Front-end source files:
-------------------------

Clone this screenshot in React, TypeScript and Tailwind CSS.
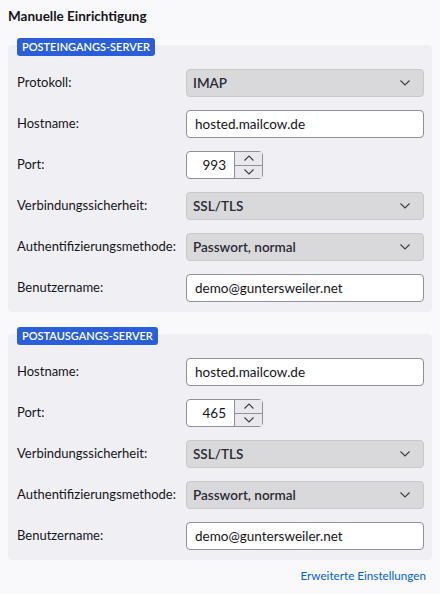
import React from 'react';

const font = { fontFamily: 'Lato, "Noto Sans", Arial, sans-serif' };

const Chevron = ({ up = false, className = '' }: { up?: boolean; className?: string }) => (
  <svg width="10" height="6" viewBox="0 0 10 6" className={className} fill="none">
    <path
      d={up ? 'M0.5 5.5 L5 1 L9.5 5.5' : 'M0.5 0.5 L5 5 L9.5 0.5'}
      stroke="#3b3b45"
      strokeWidth="1.1"
    />
  </svg>
);

type Row =
  | { kind: 'select'; label: string; value: string }
  | { kind: 'text'; label: string; value: string }
  | { kind: 'port'; label: string; value: string };

const Control: React.FC<{ row: Row }> = ({ row }) => {
  if (row.kind === 'select') {
    return (
      <div className="flex h-[28px] w-[238px] items-center justify-between rounded-[4px] border border-[#c9c9cc] bg-[#d9d9dc] pl-[6px] pr-[13px] text-[13.5px] font-semibold text-[#2b2a33]">
        <span>{row.value}</span>
        <Chevron />
      </div>
    );
  }
  if (row.kind === 'port') {
    return (
      <div className="flex h-[28px] w-[77px] rounded-[4px] border border-[#8f8f9d] bg-white">
        <div className="flex flex-1 items-center justify-end pr-[8px] text-[13.5px] text-[#15141a]">{row.value}</div>
        <div className="flex w-[28px] flex-col">
          <div className="flex flex-1 items-center justify-center border-b border-l border-[#8f8f9d] bg-[#e9e9ed]">
            <Chevron up />
          </div>
          <div className="flex flex-1 items-center justify-center border-l border-[#8f8f9d] bg-[#e9e9ed]">
            <Chevron />
          </div>
        </div>
      </div>
    );
  }
  return (
    <div className="flex h-[28px] w-[238px] items-center rounded-[4px] border border-[#8f8f9d] bg-white pl-[8px] text-[13.5px] text-[#15141a]">
      {row.value}
    </div>
  );
};

const Section: React.FC<{ title: string; rows: Row[] }> = ({ title, rows }) => (
  <div className="flex flex-col">
    <div className="relative z-10 ml-[9px] self-start rounded-[3px] bg-[#2a5fd9] px-[5px] text-[11px] leading-[18px] font-semibold text-white">
      {title}
    </div>
    <div className="-mt-[11px] rounded-[4px] bg-[#f0f0f4] pb-[10px] pl-[9px] pr-[8px] pt-[24px]">
      <div className="flex flex-col gap-[13px]">
        {rows.map((row, i) => (
          <div key={i} className="grid grid-cols-[169px_238px] items-center">
            <span className="text-[13px] text-[#15141a]">{row.label}</span>
            <Control row={row} />
          </div>
        ))}
      </div>
    </div>
  </div>
);

export default function App() {
  const incoming: Row[] = [
    { kind: 'select', label: 'Protokoll:', value: 'IMAP' },
    { kind: 'text', label: 'Hostname:', value: 'hosted.mailcow.de' },
    { kind: 'port', label: 'Port:', value: '993' },
    { kind: 'select', label: 'Verbindungssicherheit:', value: 'SSL/TLS' },
    { kind: 'select', label: 'Authentifizierungsmethode:', value: 'Passwort, normal' },
    { kind: 'text', label: 'Benutzername:', value: 'demo@guntersweiler.net' },
  ];
  const outgoing: Row[] = [
    { kind: 'text', label: 'Hostname:', value: 'hosted.mailcow.de' },
    { kind: 'port', label: 'Port:', value: '465' },
    { kind: 'select', label: 'Verbindungssicherheit:', value: 'SSL/TLS' },
    { kind: 'select', label: 'Authentifizierungsmethode:', value: 'Passwort, normal' },
    { kind: 'text', label: 'Benutzername:', value: 'demo@guntersweiler.net' },
  ];

  return (
    <div style={font} className="h-[594px] w-[440px] overflow-hidden bg-[#f9f9fb] px-[8px] pt-[6px]">
      <h1 className="text-[13.5px] leading-[20px] font-bold text-[#15141a]">Manuelle Einrichtigung</h1>
      <div className="mt-[12px] flex flex-col gap-[15px]">
        <Section title="POSTEINGANGS-SERVER" rows={incoming} />
        <Section title="POSTAUSGANGS-SERVER" rows={outgoing} />
      </div>
      <div className="mt-[7px] flex justify-end pr-[6px]">
        <span className="text-[11.7px] text-[#0061e0]">Erweiterte Einstellungen</span>
      </div>
    </div>
  );
}
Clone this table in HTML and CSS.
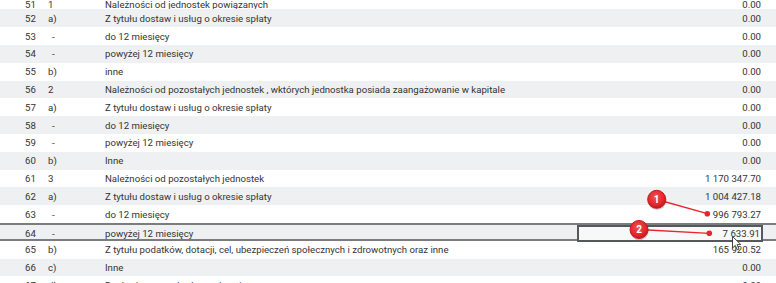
FILE: index.html
```html
<!DOCTYPE html>
<html lang="pl">
<head>
<meta charset="utf-8">
<title>Należności</title>
<link rel="stylesheet" href="styles.css">
</head>
<body>
<div class="page">
  <div class="table">
    <div class="row first"><span class="num">51</span><span class="sub">1</span><span class="name">Należności od jednostek powiązanych</span><span class="val">0.00</span></div>
    <div class="row"><span class="num">52</span><span class="sub">a)</span><span class="name">Z tytułu dostaw i usług o okresie spłaty</span><span class="val">0.00</span></div>
    <div class="row"><span class="num">53</span><span class="sub dash">-</span><span class="name">do 12 miesięcy</span><span class="val">0.00</span></div>
    <div class="row"><span class="num">54</span><span class="sub dash">-</span><span class="name">powyżej 12 miesięcy</span><span class="val">0.00</span></div>
    <div class="row"><span class="num">55</span><span class="sub">b)</span><span class="name">inne</span><span class="val">0.00</span></div>
    <div class="row"><span class="num">56</span><span class="sub">2</span><span class="name">Należności od pozostałych jednostek , wktórych jednostka posiada zaangażowanie w kapitale</span><span class="val">0.00</span></div>
    <div class="row"><span class="num">57</span><span class="sub">a)</span><span class="name">Z tytułu dostaw i usług o okresie spłaty</span><span class="val">0.00</span></div>
    <div class="row"><span class="num">58</span><span class="sub dash">-</span><span class="name">do 12 miesięcy</span><span class="val">0.00</span></div>
    <div class="row"><span class="num">59</span><span class="sub dash">-</span><span class="name">powyżej 12 miesięcy</span><span class="val">0.00</span></div>
    <div class="row"><span class="num">60</span><span class="sub">b)</span><span class="name">Inne</span><span class="val">0.00</span></div>
    <div class="row"><span class="num">61</span><span class="sub">3</span><span class="name">Należności od pozostałych jednostek</span><span class="val">1 170 347.70</span></div>
    <div class="row"><span class="num">62</span><span class="sub">a)</span><span class="name">Z tytułu dostaw i usług o okresie spłaty</span><span class="val">1 004 427.18</span></div>
    <div class="row"><span class="num">63</span><span class="sub dash">-</span><span class="name">do 12 miesięcy</span><span class="val">996 793.27</span></div>
    <div class="row selected"><span class="num">64</span><span class="sub dash">-</span><span class="name">powyżej 12 miesięcy</span><span class="val active">7 633.91</span></div>
    <div class="row"><span class="num">65</span><span class="sub">b)</span><span class="name">Z tytułu podatków, dotacji, cel, ubezpieczeń społecznych i zdrowotnych oraz inne</span><span class="val">165 920.52</span></div>
    <div class="row"><span class="num">66</span><span class="sub">c)</span><span class="name">Inne</span><span class="val">0.00</span></div>
    <div class="row"><span class="num">67</span><span class="sub">d)</span><span class="name">Dochodzone na drodze sądowej</span><span class="val">0.00</span></div>
  </div>

  <svg class="marks" width="776" height="283" viewBox="0 0 776 283" aria-hidden="true">
    <defs>
      <radialGradient id="bub" cx="45%" cy="38%" r="65%">
        <stop offset="0" stop-color="#f25252"/>
        <stop offset="0.7" stop-color="#e0262b"/>
        <stop offset="1" stop-color="#b8141a"/>
      </radialGradient>
    </defs>
    <line x1="657" y1="199.5" x2="707.3" y2="213.7" stroke="#e8262c" stroke-width="1.3"/>
    <circle cx="707.3" cy="213.7" r="2.8" fill="#e8262c"/>
    <line x1="639" y1="229.5" x2="709.3" y2="233.3" stroke="#e8262c" stroke-width="1.3"/>
    <circle cx="709.3" cy="233.3" r="2.8" fill="#e8262c"/>
    <circle cx="657" cy="200.5" r="9.5" fill="rgba(0,0,0,0.18)"/>
    <circle cx="656.7" cy="199.3" r="9" fill="url(#bub)" stroke="#c41a20" stroke-width="1"/>
    <text x="656.7" y="202.8" class="bubtxt">1</text>
    <circle cx="639.3" cy="230.7" r="9.5" fill="rgba(0,0,0,0.18)"/>
    <circle cx="639" cy="229.5" r="9" fill="url(#bub)" stroke="#c41a20" stroke-width="1"/>
    <text x="639" y="233" class="bubtxt">2</text>
    <path d="M732.5 236.5 L732.5 248 L735.3 245.4 L737.3 249.8 L739 249 L737.1 244.7 L740.8 244.5 Z" fill="#fff" stroke="#333" stroke-width="0.9" stroke-linejoin="round"/>
  </svg>
</div>
</body>
</html>
```
FILE: styles.css
```css
html, body {
  margin: 0;
  padding: 0;
  background: #ffffff;
}

.page {
  position: relative;
  width: 776px;
  height: 283px;
  overflow: hidden;
  font-family: Roboto, "Liberation Sans", sans-serif;
  font-size: 9.65px;
  color: #343434;
}

.table {
  display: flex;
  flex-direction: column;
  margin-top: -8.4px;
}

.row {
  display: grid;
  grid-template-columns: 23px 57px 1fr 186px;
  align-items: center;
  height: 17.8px;
  padding: 0 13px 0 25px;
  box-sizing: border-box;
  white-space: nowrap;
}

.row:nth-child(even) {
  background: #eef0f1;
}

.row.first {
  padding-top: 7px;
}

.sub.dash {
  padding-left: 4px;
}

.name {
  overflow: hidden;
}

.val {
  text-align: right;
  padding-right: 2px;
}

.row.selected {
  border-top: 2px solid #7a7c7e;
  border-bottom: 2px solid #7a7c7e;
}

.val.active {
  box-sizing: border-box;
  height: 17px;
  line-height: 13px;
  border: 2px solid #56595c;
  background: #f7f8f8;
  padding-right: 1px;
}

.marks {
  position: absolute;
  left: 0;
  top: 0;
}

.bubtxt {
  font-family: Roboto, "Liberation Sans", sans-serif;
  font-size: 10px;
  font-weight: 700;
  fill: #ffffff;
  text-anchor: middle;
}
```
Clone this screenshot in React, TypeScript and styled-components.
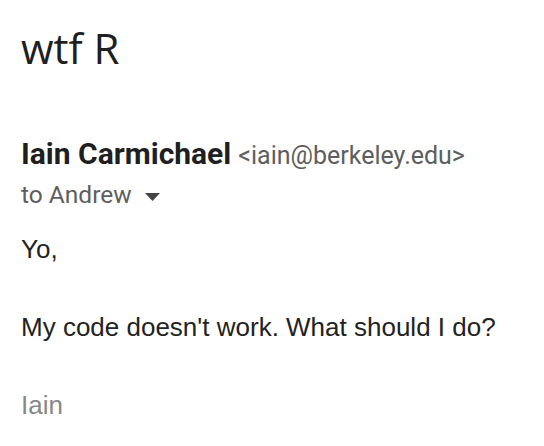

-------------------------

# Task prompt
Pick out and copy the lines of the material that include the word "React".

# Expected answer
Clone this screenshot in React, TypeScript and Tailwind CSS.
import React from 'react';
const Control: React.FC<{ row: Row }> = ({ row }) => {
const Section: React.FC<{ title: string; rows: Row[] }> = ({ title, rows }) => (
Clone this screenshot in React, TypeScript and styled-components.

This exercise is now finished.